* _Objective_
Faithfully return all lines, omitting every embedded picture.
##########
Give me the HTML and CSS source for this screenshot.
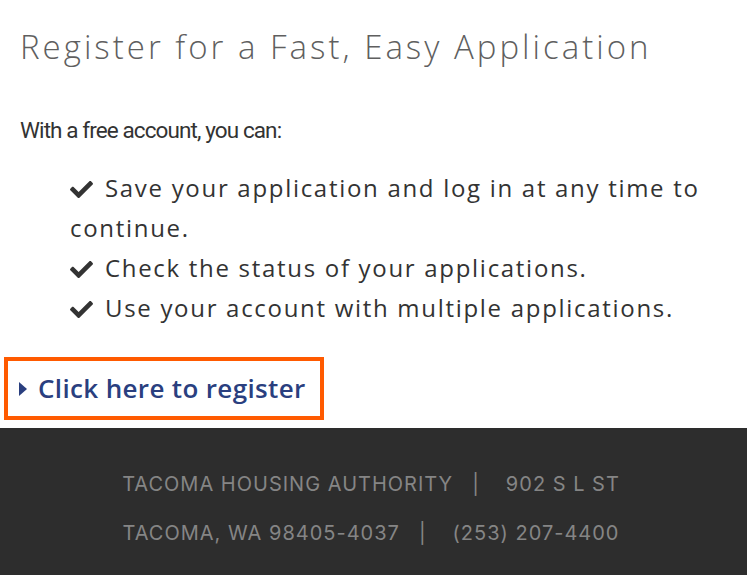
FILE: index.html
```html
<!DOCTYPE html>
<html>
<head>
<meta charset="utf-8">
<link rel="stylesheet" href="styles.css">
</head>
<body>
<main class="content">
  <h1 class="title">Register for a Fast, Easy Application</h1>
  <p class="intro">With a free account, you can:</p>
  <ul class="benefits">
    <li><svg class="check" viewBox="0 68 512 376"><path d="M173.9 439.4L7.5 273c-10-10-10-26.2 0-36.2l36.2-36.2c10-10 26.2-10 36.2 0L192 312.7 432.1 72.6c10-10 26.2-10 36.2 0l36.2 36.2c10 10 10 26.2 0 36.2L210.1 439.4c-10 10-26.2 10-36.2 0z"/></svg> Save your application and log in at any time to continue.</li>
    <li><svg class="check" viewBox="0 68 512 376"><path d="M173.9 439.4L7.5 273c-10-10-10-26.2 0-36.2l36.2-36.2c10-10 26.2-10 36.2 0L192 312.7 432.1 72.6c10-10 26.2-10 36.2 0l36.2 36.2c10 10 10 26.2 0 36.2L210.1 439.4c-10 10-26.2 10-36.2 0z"/></svg> Check the status of your applications.</li>
    <li><svg class="check" viewBox="0 68 512 376"><path d="M173.9 439.4L7.5 273c-10-10-10-26.2 0-36.2l36.2-36.2c10-10 26.2-10 36.2 0L192 312.7 432.1 72.6c10-10 26.2-10 36.2 0l36.2 36.2c10 10 10 26.2 0 36.2L210.1 439.4c-10 10-26.2 10-36.2 0z"/></svg> Use your account with multiple applications.</li>
  </ul>
  <div class="cta-wrap">
    <a class="cta" href="#"><svg class="caret" viewBox="0 0 8 14"><path d="M0 0 L8 7 L0 14 Z"/></svg>Click here to register</a>
  </div>
</main>
<footer class="footer">
  <p class="footer-line">TACOMA HOUSING AUTHORITY<span class="sep">|</span>902 S L ST</p>
  <p class="footer-line">TACOMA, WA 98405-4037<span class="sep">|</span>(253) 207-4400</p>
</footer>
</body>
</html>
```
FILE: styles.css
```css
html, body {
  margin: 0;
  padding: 0;
  background: #fff;
}
body {
  font-family: "Open Sans", "Noto Sans", sans-serif;
}
.content {
  padding: 24px 20px 8px 20px;
  max-width: 707px;
}
.title {
  margin: 0;
  font-family: "Open Sans", "Noto Sans", sans-serif;
  font-weight: 300;
  font-size: 33px;
  letter-spacing: 3px;
  line-height: 46px;
  color: #5f5f5f;
}
.intro {
  margin: 44px 0 0 0;
  font-family: "Roboto", "Liberation Sans", sans-serif;
  font-size: 22.5px;
  letter-spacing: -0.9px;
  line-height: 32px;
  color: #333;
}
.benefits {
  list-style: none;
  margin: 22px 0 0 0;
  padding: 0 0 0 50px;
  font-size: 24px;
  letter-spacing: 1.7px;
  line-height: 40px;
  color: #333;
}
.check {
  width: 23px;
  height: 17px;
  fill: #333;
  vertical-align: -1px;
  margin-right: 4px;
}
.cta-wrap {
  margin: 29px 0 0 -16px;
}
.cta {
  display: inline-flex;
  align-items: center;
  gap: 11px;
  padding: 10px 14px 10px 11px;
  border: 4px solid #ff5a00;
  font-size: 26px;
  font-weight: 600;
  letter-spacing: 0.35px;
  line-height: 35px;
  color: #2a3f7f;
  text-decoration: none;
}
.caret {
  width: 8px;
  height: 14px;
  fill: #2a3f7f;
}
.footer {
  background: #2d2d2d;
  padding: 32px 5px 22px 0;
  text-align: center;
}
.footer-line {
  margin: 0;
  font-family: "Inter", "Liberation Sans", sans-serif;
  font-size: 20px;
  letter-spacing: 1px;
  line-height: 49px;
  color: #858585;
}
.sep {
  margin: 0 26px 0 19px;
}
```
##########
* _Reply_
Give me the HTML and CSS source for this screenshot.
FILE: index.html
```html
<!DOCTYPE html>
<html>
<head>
<meta charset="utf-8">
<link rel="stylesheet" href="styles.css">
</head>
<body>
<main class="content">
  <h1 class="title">Register for a Fast, Easy Application</h1>
  <p class="intro">With a free account, you can:</p>
  <ul class="benefits">
    <li><svg class="check" viewBox="0 68 512 376"><path d="M173.9 439.4L7.5 273c-10-10-10-26.2 0-36.2l36.2-36.2c10-10 26.2-10 36.2 0L192 312.7 432.1 72.6c10-10 26.2-10 36.2 0l36.2 36.2c10 10 10 26.2 0 36.2L210.1 439.4c-10 10-26.2 10-36.2 0z"/></svg> Save your application and log in at any time to continue.</li>
    <li><svg class="check" viewBox="0 68 512 376"><path d="M173.9 439.4L7.5 273c-10-10-10-26.2 0-36.2l36.2-36.2c10-10 26.2-10 36.2 0L192 312.7 432.1 72.6c10-10 26.2-10 36.2 0l36.2 36.2c10 10 10 26.2 0 36.2L210.1 439.4c-10 10-26.2 10-36.2 0z"/></svg> Check the status of your applications.</li>
    <li><svg class="check" viewBox="0 68 512 376"><path d="M173.9 439.4L7.5 273c-10-10-10-26.2 0-36.2l36.2-36.2c10-10 26.2-10 36.2 0L192 312.7 432.1 72.6c10-10 26.2-10 36.2 0l36.2 36.2c10 10 10 26.2 0 36.2L210.1 439.4c-10 10-26.2 10-36.2 0z"/></svg> Use your account with multiple applications.</li>
  </ul>
  <div class="cta-wrap">
    <a class="cta" href="#"><svg class="caret" viewBox="0 0 8 14"><path d="M0 0 L8 7 L0 14 Z"/></svg>Click here to register</a>
  </div>
</main>
<footer class="footer">
  <p class="footer-line">TACOMA HOUSING AUTHORITY<span class="sep">|</span>902 S L ST</p>
  <p class="footer-line">TACOMA, WA 98405-4037<span class="sep">|</span>(253) 207-4400</p>
</footer>
</body>
</html>
```
FILE: styles.css
```css
html, body {
  margin: 0;
  padding: 0;
  background: #fff;
}
body {
  font-family: "Open Sans", "Noto Sans", sans-serif;
}
.content {
  padding: 24px 20px 8px 20px;
  max-width: 707px;
}
.title {
  margin: 0;
  font-family: "Open Sans", "Noto Sans", sans-serif;
  font-weight: 300;
  font-size: 33px;
  letter-spacing: 3px;
  line-height: 46px;
  color: #5f5f5f;
}
.intro {
  margin: 44px 0 0 0;
  font-family: "Roboto", "Liberation Sans", sans-serif;
  font-size: 22.5px;
  letter-spacing: -0.9px;
  line-height: 32px;
  color: #333;
}
.benefits {
  list-style: none;
  margin: 22px 0 0 0;
  padding: 0 0 0 50px;
  font-size: 24px;
  letter-spacing: 1.7px;
  line-height: 40px;
  color: #333;
}
.check {
  width: 23px;
  height: 17px;
  fill: #333;
  vertical-align: -1px;
  margin-right: 4px;
}
.cta-wrap {
  margin: 29px 0 0 -16px;
}
.cta {
  display: inline-flex;
  align-items: center;
  gap: 11px;
  padding: 10px 14px 10px 11px;
  border: 4px solid #ff5a00;
  font-size: 26px;
  font-weight: 600;
  letter-spacing: 0.35px;
  line-height: 35px;
  color: #2a3f7f;
  text-decoration: none;
}
.caret {
  width: 8px;
  height: 14px;
  fill: #2a3f7f;
}
.footer {
  background: #2d2d2d;
  padding: 32px 5px 22px 0;
  text-align: center;
}
.footer-line {
  margin: 0;
  font-family: "Inter", "Liberation Sans", sans-serif;
  font-size: 20px;
  letter-spacing: 1px;
  line-height: 49px;
  color: #858585;
}
.sep {
  margin: 0 26px 0 19px;
}
```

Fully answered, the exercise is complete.